Produk skincare di atas merupakan produk yang cukup terkenal dan telah banyak digunakan oleh masyarakat. Kenyataan bahwa kandungan dalam produk-produk tersebut tidak sesuai dengan klaim yang diberikan menimbulkan kekecewaan di kalangan masyarakat. Beberapa orang turut menyampaikan pandangan mereka mengenai isu skincare overclaim, salah satunya adalah Afira melalui unggahannya di platform TikTok dengan akun @afira.sya, di mana ia berkata:
“Dari semua kasus overclaim skincare, gue yakin lo semua juga bisa lihat ya respons brand-nya: mana yang benar-benar peduli sama customer, mana yang justru cuma peduli sama duitnya. Padahal dari kacamata konsumen, nggak semua orang bisa beli skincare itu dengan mudah. Banyak yang juga nabung, rela nyisihin budget tertentu buat beli skincare, termasuk salah satu brand ini. Jujur aja, pas dia bikin klarifikasi—dia juga nggak di-spill sama doktif—gue lumayan kecewa karena gue benar-benar pakai produknya dan, jujur aja, terbantu buat kulit gue. Tapi pas tahu ternyata dia overclaim, ada rasa kayak, ‘Terus gimana yang selama ini gue pakai nggak sesuai sama klaim?’
Dia bikin klarifikasi super detail bahkan sebelum dicek sama doktif. Brand-nya sendiri sampai melampirkan jurnal kayak, ‘Oh, pantesan, walaupun persentasenya nggak sesuai yang diomongin, tapi bisa ngaruh ke banyak orang. Ternyata emang masih efektif nih persentase segitu.’ Itu adalah hal-hal yang menurut gue sebagai customer perlu tahu. Jadi kalau ditanya apakah gue kecewa sama salah satu brand ini? Kecewa. Tapi menurut gue, respons mereka berhak mendapatkan full respect dari gue.”
Dalam videonya, Afira menutup dengan kalimat:
“Jadi jangan tutup mata.
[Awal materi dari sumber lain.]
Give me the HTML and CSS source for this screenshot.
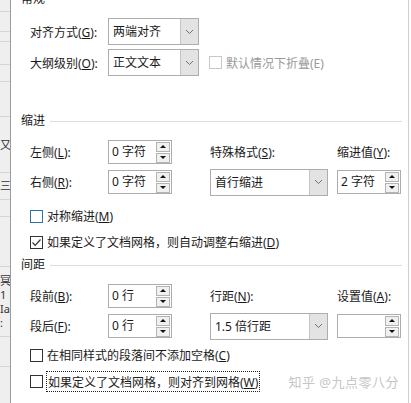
FILE: index.html
```html
<!DOCTYPE html>
<html lang="zh-CN">
<head>
    <meta charset="UTF-8">
    <meta name="viewport" content="width=device-width, initial-scale=1.0">
    <title>段落</title>
    <link rel="stylesheet" href="styles.css">
</head>
<body>
    <div class="screen">
        <div class="doc-strip">
            <div class="h12"></div>
            <div class="h20"></div>
            <div class="h10"></div>
            <div class="h23"></div>
            <div class="h17"></div>
            <div class="h35"></div>
            <div class="h56 doc-text">又</div>
            <div class="h27 doc-text">三</div>
            <div class="h17"></div>
            <div class="h50"></div>
            <div class="h70 doc-text">
                <span>冥</span>
                <span>1</span>
                <span>Ia</span>
                <span>:</span>
            </div>
            <div class="h30"></div>
        </div>

        <div class="dialog">
            <div class="content">
                <div class="group-title"><span>常规</span><span class="rule"></span></div>
                <div class="general rows">
                    <span class="label">对齐方式(<u>G</u>):</span>
                    <div class="select select-small"><span class="value">两端对齐</span><span class="arrow"><svg width="9" height="6" viewBox="0 0 9 6"><polyline points="1,1 4.5,4.5 8,1" fill="none" stroke="#707070" stroke-width="1"/></svg></span></div>
                    <span></span>

                    <span class="label">大纲级别(<u>O</u>):</span>
                    <div class="select select-small"><span class="value">正文文本</span><span class="arrow"><svg width="9" height="6" viewBox="0 0 9 6"><polyline points="1,1 4.5,4.5 8,1" fill="none" stroke="#707070" stroke-width="1"/></svg></span></div>
                    <label class="check disabled collapse"><span class="box"></span><span>默认情况下折叠(E)</span></label>
                </div>

                <div class="group-title section-gap"><span>缩进</span><span class="rule"></span></div>
                <div class="grid4 rows">
                    <span class="label">左侧(<u>L</u>):</span>
                    <div class="spin"><span class="value">0 字符</span><span class="spin-btns"><span class="btn"><i class="up"></i></span><span class="btn"><i class="down"></i></span></span></div>
                    <span class="label">特殊格式(<u>S</u>):</span>
                    <span class="label">缩进值(<u>Y</u>):</span>

                    <span class="label">右侧(<u>R</u>):</span>
                    <div class="spin"><span class="value">0 字符</span><span class="spin-btns"><span class="btn"><i class="up"></i></span><span class="btn"><i class="down"></i></span></span></div>
                    <div class="select select-wide"><span class="value">首行缩进</span><span class="arrow"><svg width="9" height="6" viewBox="0 0 9 6"><polyline points="1,1 4.5,4.5 8,1" fill="none" stroke="#707070" stroke-width="1"/></svg></span></div>
                    <div class="spin"><span class="value">2 字符</span><span class="spin-btns"><span class="btn"><i class="up"></i></span><span class="btn"><i class="down"></i></span></span></div>
                </div>

                <div class="checks rows indent-checks">
                    <label class="check hover"><span class="box"></span><span>对称缩进(<u>M</u>)</span></label>
                    <label class="check"><span class="box"><svg width="11" height="11" viewBox="0 0 11 11"><polyline points="1.5,5.5 4.2,8.3 9.5,2.5" fill="none" stroke="#333" stroke-width="1.2"/></svg></span><span>如果定义了文档网格，则自动调整右缩进(<u>D</u>)</span></label>
                </div>

                <div class="group-title spacing-title"><span>间距</span><span class="rule"></span></div>
                <div class="grid4 rows">
                    <span class="label">段前(<u>B</u>):</span>
                    <div class="spin"><span class="value">0 行</span><span class="spin-btns"><span class="btn"><i class="up"></i></span><span class="btn"><i class="down"></i></span></span></div>
                    <span class="label">行距(<u>N</u>):</span>
                    <span class="label">设置值(<u>A</u>):</span>

                    <span class="label">段后(<u>F</u>):</span>
                    <div class="spin"><span class="value">0 行</span><span class="spin-btns"><span class="btn"><i class="up"></i></span><span class="btn"><i class="down"></i></span></span></div>
                    <div class="select select-wide"><span class="value">1.5 倍行距</span><span class="arrow"><svg width="9" height="6" viewBox="0 0 9 6"><polyline points="1,1 4.5,4.5 8,1" fill="none" stroke="#707070" stroke-width="1"/></svg></span></div>
                    <div class="spin"><span class="value"></span><span class="spin-btns"><span class="btn"><i class="up"></i></span><span class="btn"><i class="down"></i></span></span></div>
                </div>

                <div class="checks rows spacing-checks">
                    <label class="check"><span class="box"></span><span>在相同样式的段落间不添加空格(<u>C</u>)</span></label>
                    <label class="check"><span class="box"></span><span class="focus">如果定义了文档网格，则对齐到网格(<u>W</u>)</span></label>
                </div>
            </div>
        </div>

        <div class="watermark">知乎 @九点零八分</div>
    </div>
</body>
</html>
```

FILE: styles.css
```css
body {
    margin: 0;
    font-family: "Noto Sans", "Noto Sans CJK SC", sans-serif;
    font-size: 12px;
    color: #1a1a1a;
    background: #fff;
}

.screen {
    position: relative;
    display: flex;
    width: 411px;
    height: 403px;
    overflow: hidden;
    background: #fff;
}

/* document visible behind the dialog */
.doc-strip {
    width: 10px;
    flex: none;
    display: flex;
    flex-direction: column;
    background: #efefef;
    border-right: 1px solid #9c9c9c;
    overflow: hidden;
}

.doc-strip div {
    flex: none;
    box-sizing: border-box;
    border-bottom: 1px solid #d4d4d4;
    overflow: hidden;
}

.doc-text {
    display: flex;
    flex-direction: column;
    justify-content: center;
    font-size: 11px;
    line-height: 14px;
    color: #333;
    white-space: nowrap;
}

.h10 { height: 10px; }
.h12 { height: 12px; }
.h17 { height: 17px; }
.h20 { height: 20px; }
.h23 { height: 23px; }
.h27 { height: 27px; }
.h30 { height: 30px; }
.h35 { height: 35px; }
.h50 { height: 50px; }
.h56 { height: 56px; }
.h70 { height: 70px; }

.dialog {
    width: 397px;
    flex: none;
    background: #fff;
    border-right: 1px solid #cfcfcf;
}

.content {
    margin-top: -9px;
    padding: 0 6px 0 10px;
}

.group-title {
    display: flex;
    align-items: center;
    height: 16px;
    line-height: 16px;
}

.group-title .rule {
    flex: 1;
    height: 1px;
    margin-left: 5px;
    background: #dcdcdc;
}

.section-gap {
    margin-top: 35px;
}

.spacing-title {
    margin-top: 2px;
}

.rows {
    padding-left: 9px;
}

.label {
    white-space: nowrap;
}

.general {
    display: grid;
    grid-template-columns: 78px 91px auto;
    grid-template-rows: 31px 31px;
    align-items: center;
    margin-top: 9px;
}

.grid4 {
    display: grid;
    grid-template-columns: 78px 102px 127px 64px;
    grid-template-rows: 30px 30px;
    align-items: center;
    margin-top: 8px;
}

/* drop-down box */
.select {
    display: flex;
    box-sizing: border-box;
    height: 27px;
    border: 1px solid #adadad;
    background: #fff;
}

.select-small {
    width: 91px;
}

.select-wide {
    width: 118px;
}

.select .value {
    flex: 1;
    padding-left: 4px;
    line-height: 25px;
    white-space: nowrap;
}

.select .arrow {
    width: 17px;
    display: flex;
    align-items: center;
    justify-content: center;
    background: #e3e3e3;
    border-left: 1px solid #c4c4c4;
}

/* spinner box */
.spin {
    display: flex;
    align-items: center;
    box-sizing: border-box;
    width: 64px;
    height: 24px;
    border: 1px solid #adadad;
    background: #fff;
}

.spin .value {
    flex: 1;
    padding-left: 3px;
    line-height: 22px;
    white-space: nowrap;
}

.spin-btns {
    display: flex;
    flex-direction: column;
    gap: 1px;
    margin-right: 1px;
}

.spin-btns .btn {
    box-sizing: border-box;
    width: 14px;
    height: 10px;
    display: flex;
    align-items: center;
    justify-content: center;
    border: 1px solid #b4b4b4;
    background: #f0f0f0;
}

.spin-btns .up {
    border-left: 3px solid transparent;
    border-right: 3px solid transparent;
    border-bottom: 3px solid #111;
}

.spin-btns .down {
    border-left: 3px solid transparent;
    border-right: 3px solid transparent;
    border-top: 3px solid #111;
}

/* check boxes */
.checks {
    display: grid;
    grid-template-rows: 26px 26px;
    align-items: center;
}

.indent-checks {
    margin-top: 6px;
}

.spacing-checks {
    margin-top: 1px;
}

.check {
    display: flex;
    align-items: center;
    gap: 4px;
    white-space: nowrap;
}

.check .box {
    box-sizing: border-box;
    width: 13px;
    height: 13px;
    display: flex;
    align-items: center;
    justify-content: center;
    border: 1px solid #333;
    background: #fff;
}

.check.hover .box {
    border-color: #2f72a8;
}

.check.disabled {
    color: #9a9a9a;
}

.check.disabled .box {
    border-color: #c8c8c8;
}

.collapse {
    margin-left: 10px;
}

.focus {
    padding: 1px 1px 0;
    outline: 1px dotted #222;
    outline-offset: 0;
}

.watermark {
    position: absolute;
    right: 12px;
    top: 373px;
    font-size: 13px;
    line-height: 18px;
    color: #c6c6c6;
    letter-spacing: 0.5px;
}
```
Tetap selektif, tetap skeptis, dan gue benar-benar full respect sama Forebie ini. Gue harap ini bisa jadi contoh buat brand-brand owner karena, kalau ada kesalahan, kalian cukup transparan, mengakui, minta maaf, dan berbenah.”
Tak hanya masyarakat, beberapa brand skincare yang terkait pun juga memberikan tanggapan yang berbeda-beda. Perbedaan tanggapan dari brand tersebut kembali menjadi sorotan masyarakat. Sebab, seperti yang dikatakan oleh Afira sebelumnya, apabila suatu brand terbukti melakukan kesalahan, seperti overclaim produk, masyarakat hanya menginginkan brand tersebut mengakui kesalahan, meminta maaf, dan memperbaiki kesalahan tersebut. Namun, ada juga brand yang tidak menerima ketika dibuktikan bahwa kandungan produknya tidak sesuai dengan apa yang tertera pada kemasan.
Oleh karena itu, kasus ini menjadi pengingat bagi konsumen untuk lebih kritis dalam memilih produk skincare. Melakukan riset dan memverifikasi klaim melalui sumber terpercaya sangatlah penting guna menghindari potensi kerugian. Meskipun konsumen tidak bisa sepenuhnya mengendalikan transparansi brand, mereka dapat mengendalikan diri dengan menjadi lebih selektif dan berhati-hati dalam memilih produk.